• [OBJECTIVE]:
Take the material below and retype it in full; pictures are left out.
--
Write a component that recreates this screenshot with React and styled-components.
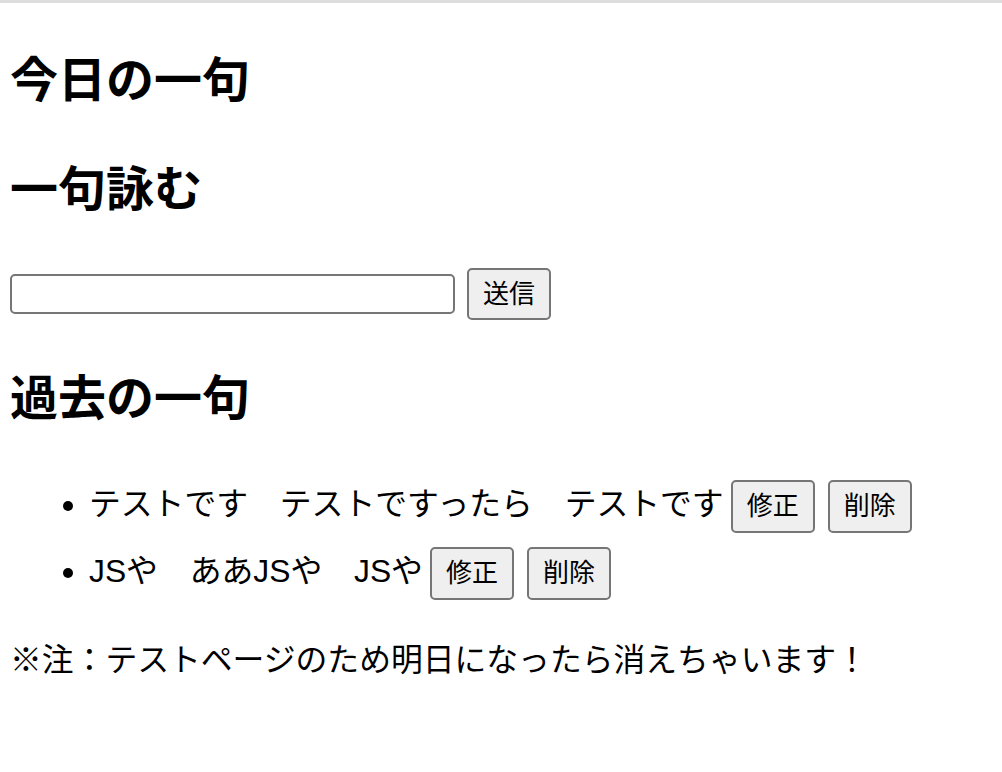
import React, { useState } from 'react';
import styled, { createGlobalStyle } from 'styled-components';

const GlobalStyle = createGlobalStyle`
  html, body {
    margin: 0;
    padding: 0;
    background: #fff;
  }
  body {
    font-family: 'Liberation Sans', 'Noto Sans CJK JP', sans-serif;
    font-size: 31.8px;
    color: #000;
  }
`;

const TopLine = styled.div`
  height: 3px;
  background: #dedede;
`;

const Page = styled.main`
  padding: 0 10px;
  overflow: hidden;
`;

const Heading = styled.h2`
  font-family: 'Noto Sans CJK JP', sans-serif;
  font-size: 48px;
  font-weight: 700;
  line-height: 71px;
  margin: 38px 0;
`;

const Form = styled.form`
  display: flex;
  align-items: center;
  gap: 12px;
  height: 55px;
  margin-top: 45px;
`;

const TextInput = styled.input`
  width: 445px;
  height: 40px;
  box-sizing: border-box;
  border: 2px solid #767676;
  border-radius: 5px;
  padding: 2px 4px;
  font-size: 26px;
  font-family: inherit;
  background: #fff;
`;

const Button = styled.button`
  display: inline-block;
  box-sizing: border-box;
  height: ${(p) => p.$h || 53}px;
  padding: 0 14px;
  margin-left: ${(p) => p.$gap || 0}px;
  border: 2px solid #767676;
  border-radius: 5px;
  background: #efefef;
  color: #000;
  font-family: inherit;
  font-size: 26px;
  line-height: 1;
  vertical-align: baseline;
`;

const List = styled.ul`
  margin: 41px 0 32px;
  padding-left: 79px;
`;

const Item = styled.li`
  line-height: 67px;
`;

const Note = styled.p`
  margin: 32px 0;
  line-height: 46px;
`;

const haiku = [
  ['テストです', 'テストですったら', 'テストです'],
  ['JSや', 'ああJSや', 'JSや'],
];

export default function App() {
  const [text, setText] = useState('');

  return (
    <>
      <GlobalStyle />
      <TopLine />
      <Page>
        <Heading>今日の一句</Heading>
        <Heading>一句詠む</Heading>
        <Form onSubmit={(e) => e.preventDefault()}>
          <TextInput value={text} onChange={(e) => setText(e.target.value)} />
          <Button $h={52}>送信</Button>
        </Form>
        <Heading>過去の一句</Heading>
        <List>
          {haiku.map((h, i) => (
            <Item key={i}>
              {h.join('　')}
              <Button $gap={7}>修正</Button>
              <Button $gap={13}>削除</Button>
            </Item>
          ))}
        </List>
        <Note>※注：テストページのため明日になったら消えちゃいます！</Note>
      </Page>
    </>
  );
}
--
• [EXERCISE RESPONSE]:
Write a component that recreates this screenshot with React and styled-components.
import React, { useState } from 'react';
import styled, { createGlobalStyle } from 'styled-components';

const GlobalStyle = createGlobalStyle`
  html, body {
    margin: 0;
    padding: 0;
    background: #fff;
  }
  body {
    font-family: 'Liberation Sans', 'Noto Sans CJK JP', sans-serif;
    font-size: 31.8px;
    color: #000;
  }
`;

const TopLine = styled.div`
  height: 3px;
  background: #dedede;
`;

const Page = styled.main`
  padding: 0 10px;
  overflow: hidden;
`;

const Heading = styled.h2`
  font-family: 'Noto Sans CJK JP', sans-serif;
  font-size: 48px;
  font-weight: 700;
  line-height: 71px;
  margin: 38px 0;
`;

const Form = styled.form`
  display: flex;
  align-items: center;
  gap: 12px;
  height: 55px;
  margin-top: 45px;
`;

const TextInput = styled.input`
  width: 445px;
  height: 40px;
  box-sizing: border-box;
  border: 2px solid #767676;
  border-radius: 5px;
  padding: 2px 4px;
  font-size: 26px;
  font-family: inherit;
  background: #fff;
`;

const Button = styled.button`
  display: inline-block;
  box-sizing: border-box;
  height: ${(p) => p.$h || 53}px;
  padding: 0 14px;
  margin-left: ${(p) => p.$gap || 0}px;
  border: 2px solid #767676;
  border-radius: 5px;
  background: #efefef;
  color: #000;
  font-family: inherit;
  font-size: 26px;
  line-height: 1;
  vertical-align: baseline;
`;

const List = styled.ul`
  margin: 41px 0 32px;
  padding-left: 79px;
`;

const Item = styled.li`
  line-height: 67px;
`;

const Note = styled.p`
  margin: 32px 0;
  line-height: 46px;
`;

const haiku = [
  ['テストです', 'テストですったら', 'テストです'],
  ['JSや', 'ああJSや', 'JSや'],
];

export default function App() {
  const [text, setText] = useState('');

  return (
    <>
      <GlobalStyle />
      <TopLine />
      <Page>
        <Heading>今日の一句</Heading>
        <Heading>一句詠む</Heading>
        <Form onSubmit={(e) => e.preventDefault()}>
          <TextInput value={text} onChange={(e) => setText(e.target.value)} />
          <Button $h={52}>送信</Button>
        </Form>
        <Heading>過去の一句</Heading>
        <List>
          {haiku.map((h, i) => (
            <Item key={i}>
              {h.join('　')}
              <Button $gap={7}>修正</Button>
              <Button $gap={13}>削除</Button>
            </Item>
          ))}
        </List>
        <Note>※注：テストページのため明日になったら消えちゃいます！</Note>
      </Page>
    </>
  );
}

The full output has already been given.